One of the most important things to realize about shaving, biting, and cutting in The Lamb is that it is clearly not associated with death.  The images that accompany death are very different, suggesting the violence of an impact at first (“Fly on a Windshield”), but having much more to do with breath, with wind, with blowing or sucking in of air, and of course with transformation of one kind or another, with throwing into question the borders of the real (Rael).  More on that soon.  Shaving, biting and cutting, on the other hand, are all focused upon the bodily loci of love and sex.

The heart (also “the porcupine”) is shaved.  Flesh is bitten by the (snake-like) Lamia, and they in turn are eaten by Rael (whose blood has killed them).  And then there’s the visit to Doktor Dyper.  “Don’t delay! Dock the dick!”  This cutting is presumably some sort of treatment (“cure”?) for the curse of being a Slipperman (which came from having “tasted love”). The preservation of the member in a yellow plastic tube (“honey-pouch”) promises “safety” of some sort, safety which brother John is unwilling to risk when Rael’s is lost to the raven, and into the ravine.

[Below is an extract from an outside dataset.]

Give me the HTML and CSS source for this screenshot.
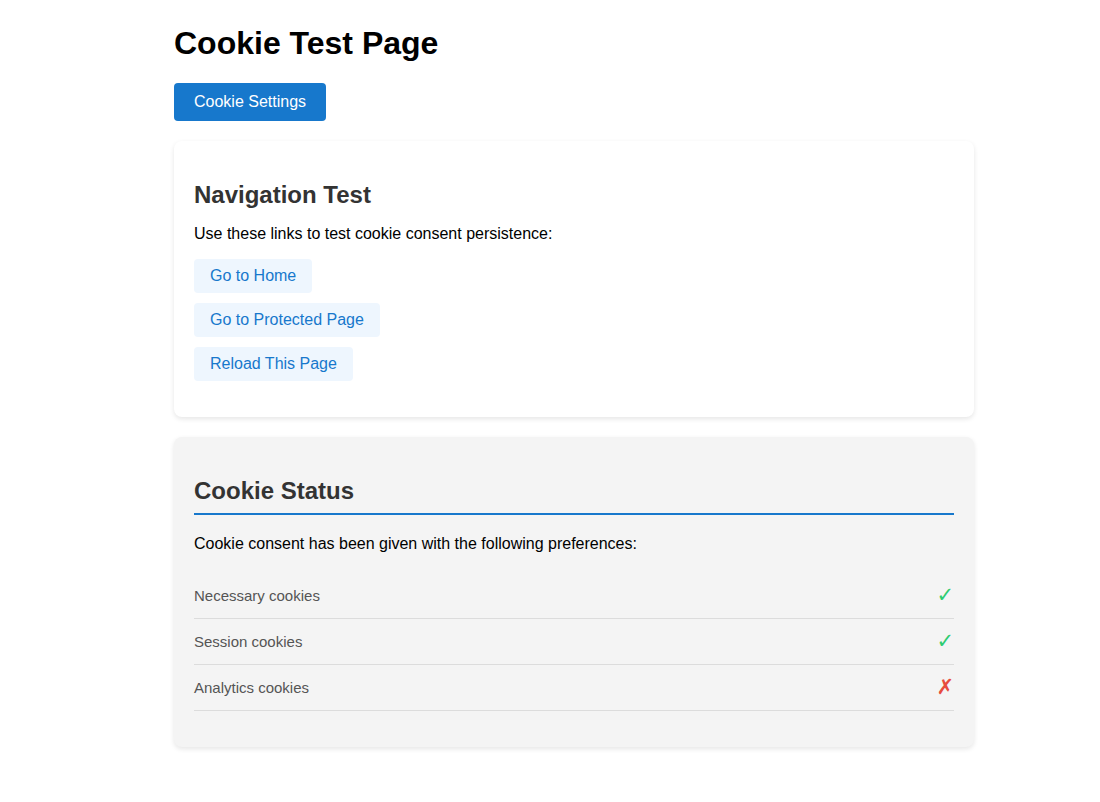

Think of how all of this involves severing.  What (or who) is severed from what (or whom)?  It seems as though the severings (including that of John from Rael) are essential in leading to Rael’s ultimate experience of seeing his own face where John’s should be.

Shaving, biting, cutting, severing, removing, preserving (“pickling”).  And if Docktor Freud is taken at least as a reliable cultural iconographer, also borrowing two or four cents from Jacques Lacan, may we conclude that the forms of sexual severing (alienation?) in The Lamb are part of what clears the way for the Other as mirror?

I do not present this as a conclusion.  In order to understand why, think about how “It” is not a conclusion either.  “It” has always been my least favorite song on the album musically.  (See?  I am not WHOLLY uncritical of the album.)  “It” seems to act like a grandiose finale, and I’ve never thought it was really a successful one.  But as I’ve thought with Freud a bit here, it has occurred to me how completely apt this may be.

No conclusion, but suddenly a director shouts, “CUT!!”